Britain’s Independent Television Commission ( ITC ) rejected complaints against Pilger’s film, “Palestine is Still the Issue,” on the basis of the fact that Israelis, as well as Palestinians were interviewed. It was on the basis of this ruling and Pilger’s vocal accusations of intimidation by a lobby group that some American PBS affiliates have recently begun to air the film. However, it is noteworthy that the ITC’s criteria for “objectivity” and “impartiality” are very different than American standards. The ITC acknowledged in its ruling that it was not “a tribunal of fact” and that:

While the requirement of due impartiality applies to all areas of controversy covered by the Broadcasting Act, it does not “require absolute neutrality on every issue or detachment from fundamental democratic principles.” It does not mean that “balance” is required in any simple mathematical sense or that equal time must be given to each opposing point of view…

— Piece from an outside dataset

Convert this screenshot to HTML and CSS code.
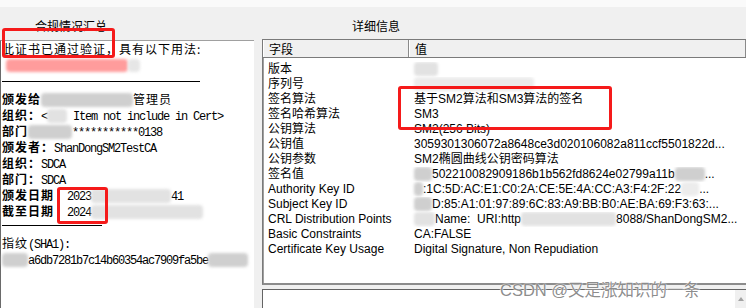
FILE: index.html
```html
<!DOCTYPE html>
<html lang="zh-CN">
<head>
    <meta charset="UTF-8">
    <title>证书详细信息</title>
    <link rel="stylesheet" href="styles.css">
</head>
<body>
    <div class="strip"></div>
    <div class="window">
        <!-- 合规情况汇总 -->
        <section class="summary">
            <div class="caption">合规情况汇总</div>
            <div class="summary-body">
                <p class="line">此证书已通过验证，具有以下用法:</p>
                <div class="usage"><span class="smudge pink"></span><span class="smudge grey w12"></span></div>
                <hr class="rule long">
                <p class="line first"><b>颁发给</b><span class="smudge w92"></span>管理员</p>
                <p class="line"><b>组织：</b><span class="mono">&lt;</span><span class="smudge light w20"></span><span class="mono"> Item not include in Cert&gt;</span></p>
                <p class="line"><b>部门</b><span class="smudge w44"></span><span class="mono">***********0138</span></p>
                <p class="line"><b>颁发者：</b><span class="mono">ShanDongSM2TestCA</span></p>
                <p class="line"><b>组织：</b><span class="mono">SDCA</span></p>
                <p class="line"><b>部门：</b><span class="mono">SDCA</span></p>
                <p class="line"><b>颁发日期</b><span class="mono date">2023</span><span class="smudge light w80"></span><span class="mono">41</span></p>
                <p class="line"><b>截至日期</b><span class="mono date">2024</span><span class="smudge light w112"></span></p>
                <hr class="rule short">
                <p class="line print">指纹<span class="mono">(SHA1):</span></p>
                <p class="line"><span class="smudge w26"></span><span class="mono">a6db7281b7c14b60354ac7909fa5be</span><span class="smudge w40"></span></p>
            </div>
        </section>

        <!-- 详细信息 -->
        <section class="detail">
            <div class="caption">详细信息</div>
            <div class="list">
                <div class="list-head">
                    <span class="head-cell">字段</span>
                    <span class="head-cell">值</span>
                </div>
                <div class="rows">
                    <div class="row"><span>版本</span><span><span class="smudge light w24"></span></span></div>
                    <div class="row"><span>序列号</span><span><span class="smudge faint w120"></span></span></div>
                    <div class="row"><span>签名算法</span><span>基于SM2算法和SM3算法的签名</span></div>
                    <div class="row"><span>签名哈希算法</span><span>SM3</span></div>
                    <div class="row"><span>公钥算法</span><span>SM2(256 Bits)</span></div>
                    <div class="row"><span>公钥值</span><span>3059301306072a8648ce3d020106082a811ccf5501822d...</span></div>
                    <div class="row"><span>公钥参数</span><span>SM2椭圆曲线公钥密码算法</span></div>
                    <div class="row"><span>签名值</span><span><span class="smudge w18"></span>502210082909186b1b562fd8624e02799a11b<span class="smudge w30"></span>...</span></div>
                    <div class="row"><span>Authority Key ID</span><span><span class="smudge w9"></span>:1C:5D:AC:E1:C0:2A:CE:5E:4A:CC:A3:F4:2F:22<span class="smudge faint w18"></span>...</span></div>
                    <div class="row"><span>Subject Key ID</span><span><span class="smudge w18"></span>D:85:A1:01:97:89:6C:83:A9:BB:B0:AE:BA:69:F3:63:...</span></div>
                    <div class="row"><span>CRL Distribution Points</span><span><span class="smudge light w21"></span>Name:&nbsp; URI:http<span class="smudge light w95"></span>8088/ShanDongSM2...</span></div>
                    <div class="row"><span>Basic Constraints</span><span>CA:FALSE</span></div>
                    <div class="row"><span>Certificate Key Usage</span><span>Digital Signature, Non Repudiation</span></div>
                </div>
            </div>
            <div class="lower">
                <div class="lower-fill"></div>
                <div class="scroll"><span class="arrow"></span></div>
            </div>
        </section>
    </div>

    <!-- 标注框与水印 -->
    <div class="mark mark-valid"></div>
    <div class="mark mark-algo"></div>
    <div class="mark mark-date"></div>
    <div class="watermark">CSDN @又是涨知识的一条</div>
</body>
</html>
```

FILE: styles.css
```css
/* 基础 */
* {
    margin: 0;
    padding: 0;
    box-sizing: border-box;
}

body {
    width: 746px;
    height: 308px;
    overflow: hidden;
    position: relative;
    background: #f0f0f0;
    color: #000;
    font-family: "Liberation Sans", "Noto Sans CJK SC", sans-serif;
}

.strip {
    height: 7px;
    background: #fafafa;
}

.window {
    display: grid;
    grid-template-columns: 254px 1fr;
    height: 301px;
}

.caption {
    font-size: 12px;
    line-height: 12px;
    padding-top: 14px;
}

/* 左侧汇总 */
.summary .caption {
    height: 33px;
    padding-left: 35px;
}

.summary-body {
    height: 268px;
    background: #fff;
    border-top: 1px solid #a0a0a0;
    border-left: 1px solid #6a6a6a;
    padding-left: 1px;
    font-family: "Noto Sans CJK SC", sans-serif;
    font-size: 12px;
    letter-spacing: 1px;
    line-height: 16px;
}

.line {
    white-space: nowrap;
    height: 16px;
}

.line b {
    font-weight: bold;
}

.line.first {
    margin-top: 9px;
}

.line.print {
    margin-top: 9px;
}

.mono {
    font-family: "Liberation Mono", monospace;
    font-size: 12px;
    letter-spacing: -1.2px;
}

.date {
    margin-left: 13px;
}

.usage {
    display: flex;
    margin: 2px 0 0 4px;
    height: 13px;
}

.rule {
    border: none;
    height: 1px;
    background: #000;
}

.rule.long {
    width: 198px;
    margin-top: 9px;
}

.rule.short {
    width: 100px;
    margin-top: 6px;
}

/* 打码块 */
.smudge {
    display: inline-block;
    height: 14px;
    vertical-align: -3px;
    background: #cfcfcf;
    border-radius: 4px;
    filter: blur(1.5px);
}

.smudge.light { background: #e2e2e2; }
.smudge.faint { background: #ececec; }
.smudge.pink {
    width: 122px;
    height: 13px;
    background: #ff9c9c;
}
.smudge.grey {
    height: 13px;
    background: #e6e6e6;
}

.w9 { width: 9px; }
.w12 { width: 12px; }
.w18 { width: 18px; }
.w20 { width: 20px; }
.w21 { width: 21px; }
.w24 { width: 24px; }
.w26 { width: 26px; }
.w30 { width: 30px; }
.w40 { width: 40px; }
.w44 { width: 44px; }
.w80 { width: 80px; }
.w92 { width: 92px; }
.w95 { width: 95px; }
.w112 { width: 112px; }
.w120 { width: 120px; }

/* 右侧详细信息 */
.detail .caption {
    height: 32px;
    padding-left: 98px;
}

.detail {
    display: flex;
    flex-direction: column;
}

.list {
    margin-left: 8px;
    height: 246px;
    background: #fff;
    border-top: 1px solid #7a7a7a;
    border-left: 1px solid #7a7a7a;
    border-bottom: 2px solid #8c8c8c;
    box-shadow: inset 1px 0 #a0a0a0;
    overflow: hidden;
    font-size: 12px;
}

.list-head {
    display: grid;
    grid-template-columns: 146px 1fr;
    height: 18px;
    background: #f0f0f0;
    border-bottom: 1px solid #7a7a7a;
}

.head-cell {
    padding: 3px 0 0 5px;
    line-height: 14px;
    border-left: 1px solid #fff;
    border-right: 1px solid #8a8a8a;
}

.rows {
    padding-top: 4px;
}

.row {
    display: grid;
    grid-template-columns: 146px 1fr;
    height: 15px;
    line-height: 15px;
    white-space: nowrap;
}

.row > span {
    padding-left: 5px;
    overflow: hidden;
}

.lower {
    margin-top: 4px;
    margin-left: 8px;
    flex: 1;
    display: flex;
    background: #fff;
    border-top: 1px solid #646464;
    border-left: 1px solid #646464;
}

.lower-fill {
    flex: 1;
}

.scroll {
    width: 11px;
    background: #f0f0f0;
    display: flex;
    justify-content: center;
    padding-top: 7px;
}

.arrow {
    width: 0;
    height: 0;
    border-left: 3px solid transparent;
    border-right: 3px solid transparent;
    border-bottom: 4px solid #a3a3a3;
}

/* 红色标注框 */
.mark {
    position: absolute;
    border: 3px solid #f51a1a;
    border-radius: 3px;
}

.mark-valid {
    left: 2px;
    top: 28px;
    width: 113px;
    height: 30px;
}

.mark-algo {
    left: 398px;
    top: 86px;
    width: 214px;
    height: 44px;
}

.mark-date {
    left: 57px;
    top: 187px;
    width: 51px;
    height: 37px;
}

/* 水印 */
.watermark {
    position: absolute;
    left: 500px;
    top: 281px;
    font-size: 16.5px;
    line-height: 18px;
    color: rgba(120, 120, 120, 0.85);
    text-shadow: 0 0 2px #fff, 0 0 1px #fff;
    white-space: nowrap;
}
```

To be sure, Pilger has his admirers. They naively celebrate his self-styled image as a maverick journalist combating the so-called Establishment to educate the public. Pilger has received an Ethnic Multiculturalism Media Award, a Sophie Award for “point[ing] to alternatives to the present development,” and a Columbia International Film and Video Festival (Chris) Award, lauded by the judges for “going the extra mile to bring us the alternative truth.”As long as the voices of those who value “the alternative truth” are louder than those who value truth itself, Pilger’s dangerous propaganda will continue to thrive.